Djonet tidak hanya fokus pada kehidupan pribadi, tetapi juga terus menjalin komunikasi dengan para pengikut Pangeran Diponegoro yang tersebar di berbagai wilayah. Ia diketahui sering menghadiri acara keagamaan di Masjid Jami Matraman, yang didirikan oleh komunitas Mataram di Batavia.

Selain itu, ia juga turut berkontribusi dalam pembangunan Masjid Jami Mataram di Bogor pada tahun 1837, sebuah masjid dengan arsitektur megah yang menjadi simbol persatuan dan identitas komunitas Mataram. Peran Djonet dalam mendirikan masjid ini menunjukkan bahwa ia tetap menjaga warisan spiritual dan kultural keluarga Mataram meskipun berada dalam pelarian.

Akhir Hidup dan Kritik Sejarah

Baca Juga : Puncak Arus Balik Lebaran 2025, Penumpang di Terminal Arjosari Naik 28%

Menurut catatan sejarah lokal serta cerita dari para keturunannya, Pangeran Djonet wafat pada usia sekitar 70 tahun dan dimakamkan di Kampung Kebon Kelapa, Cikaret, Bogor Selatan. Hingga kini, makamnya masih menjadi tempat ziarah sekaligus pengingat akan jejak perjuangan keturunan Pangeran Diponegoro di tanah perantauan.

Meski namanya tidak setenar sang ayah, Pangeran Djonet meninggalkan jejak yang signifikan dalam sejarah Bogor. Ia menjadi simbol keteguhan seorang pejuang yang tidak pernah menyerah pada keadaan. Kampung Jabaru, Kampung Dukuh Jawa, serta Masjid Jami Mataram merupakan warisan nyata dari dedikasinya terhadap komunitas dan identitasnya sebagai keturunan Mataram.

Penulisan sejarah Pangeran Djonet tidak terlepas dari polemik dan beragam interpretasi. Beberapa sumber menyebutkan bahwa ia gugur dalam pertempuran pada tahun 1837. Namun, versi lain menyatakan bahwa ia hidup hingga usia lanjut dan meninggalkan banyak keturunan di Bogor. Perbedaan ini mencerminkan bagaimana sejarah kerap ditulis dari sudut pandang penguasa—dalam hal ini kolonial Belanda—yang cenderung mendiskreditkan peran keluarga Diponegoro.

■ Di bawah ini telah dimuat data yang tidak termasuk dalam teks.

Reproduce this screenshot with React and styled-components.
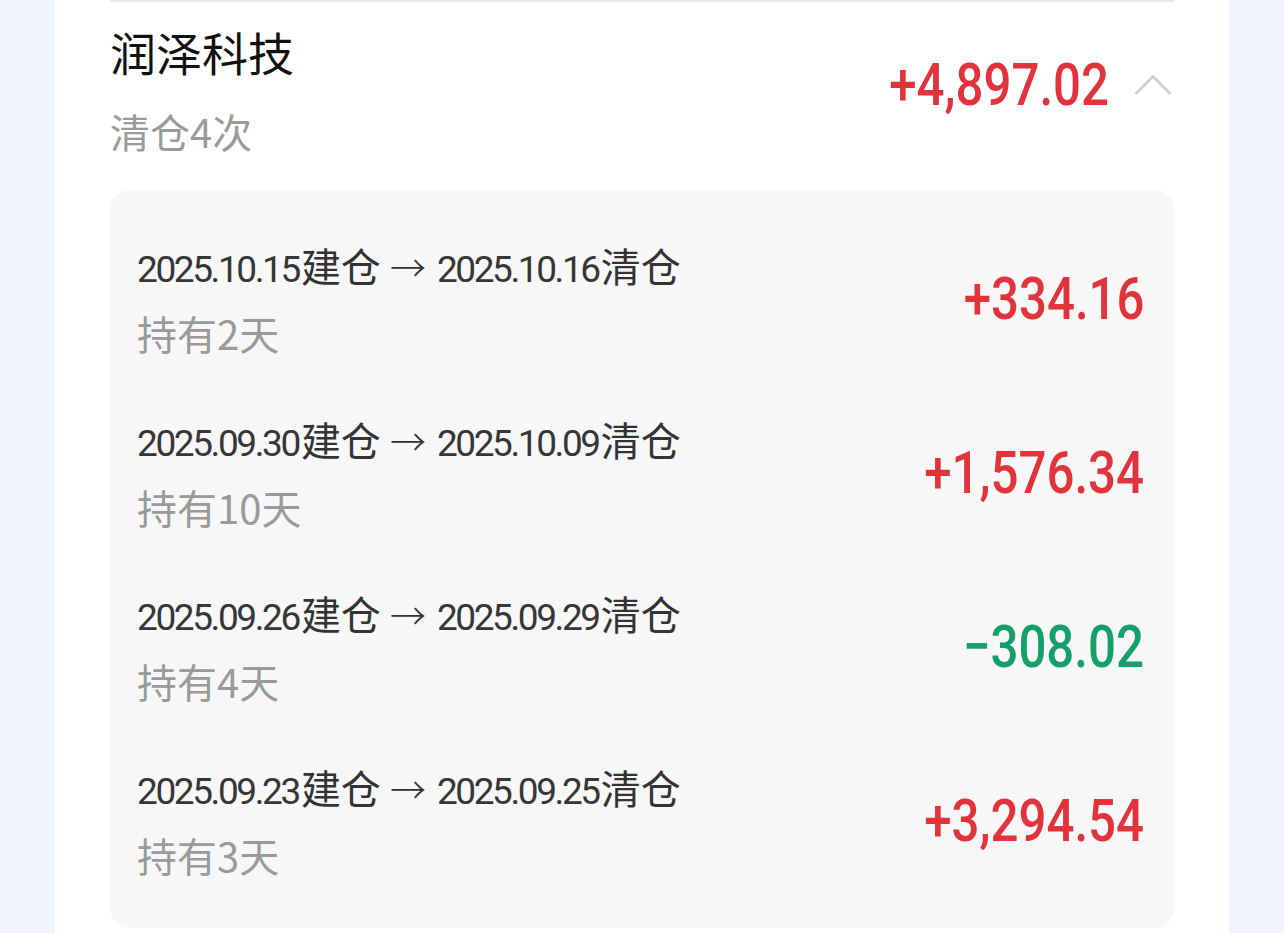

Sebagai peneliti, kita dituntut untuk terus menggali sumber-sumber lokal, cerita lisan, serta bukti material guna membangun pemahaman sejarah yang lebih utuh. Kisah Pangeran Djonet menjadi pengingat bahwa sejarah tidak hanya milik tokoh-tokoh besar, tetapi juga mereka yang berjuang dalam bayang-bayang, membangun fondasi kokoh bagi generasi penerus.

Jejak Pangeran Djonet di Bogor merupakan bagian dari narasi besar perjuangan keluarga Diponegoro melawan kolonialisme. Meski kerap luput dari perhatian, kisah ini penting untuk diangkat agar generasi muda tidak melupakan akar sejarah mereka. Kampung Jabaru dan makam Pangeran Djonet di Cikaret kini menjadi saksi bisu dari sebuah bab terlupakan dalam sejarah perlawanan Indonesia.

Dengan mengangkat kisah ini, kita tidak hanya memberi penghormatan pada perjuangan masa lalu, tetapi juga belajar tentang keteguhan hati, kebijaksanaan, dan semangat pantang menyerah yang tetap relevan hingga hari ini.